8 Re. Questions (b) & (c):-

(i) We find that these two questions are being urged for the first time only before us. At no point of time before the authorities under the Act, was it the Revenue’s case that the waiver of loan should be brought to tax under Section 28 (iv) of the Act. No such claim was made either as a principal submission or even in the alternative. Therefore, it is not open for the Revenue to urge an issue which was not urged before the Tribunal. On this limited ground, the two questions as proposed are liable to be dismissed;

(ii) In any case, it must be pointed out that the decision of this Court in Solid Container Ltd., (supra), will have no application to this case.
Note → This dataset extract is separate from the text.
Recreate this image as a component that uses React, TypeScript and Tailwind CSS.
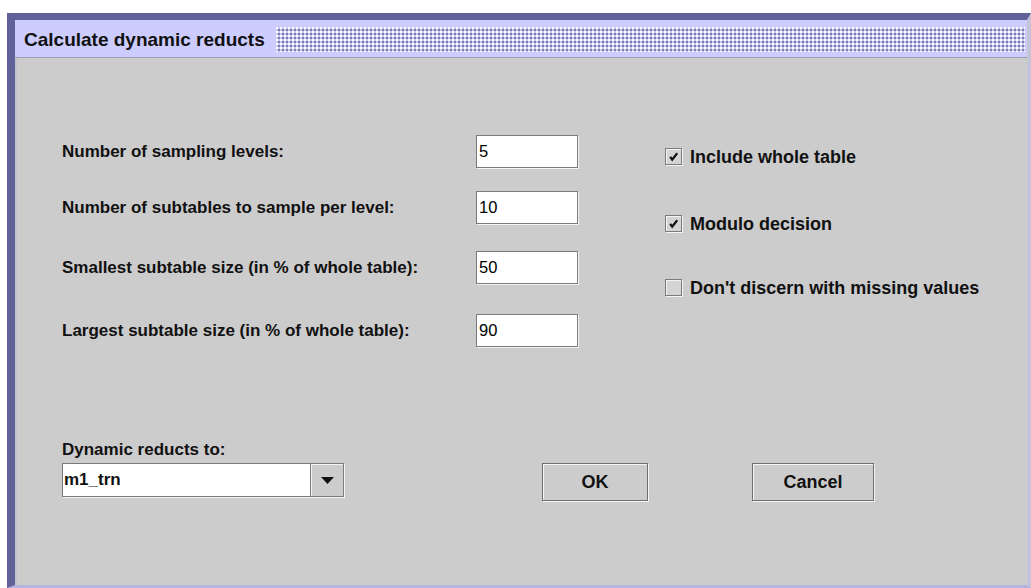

In the above case, the Tribunal had come to a finding of fact that transaction was on Revenue’s account and not on capital account. Therefore, the waiver of loan was chargeable to tax. In this case, the CIT(A) as well as the Tribunal have both come to a finding of fact that loan taken was on capital account and not on trading account. Thus, the decision of the Solid Container Ltd., (supra) would have no application;

(iii) In any view of the matter, the issue now stands concluded by the decision of the Apex Court in Mahindra and Mahindra (supra). In the above case, the Apex Court has held that, Section 28 (iv) of the Act can only apply where any benefit arises from a business or profession and such benefit is received other then in the shape of money;

(iv) In this case, the waiver of loan is, in fact, found is on capital account. Thus, these two questions as proposed do not give rise to any substantial questions of law. Thus, not entertained.

9 Accordingly, Appeal dismissed. No order as to costs.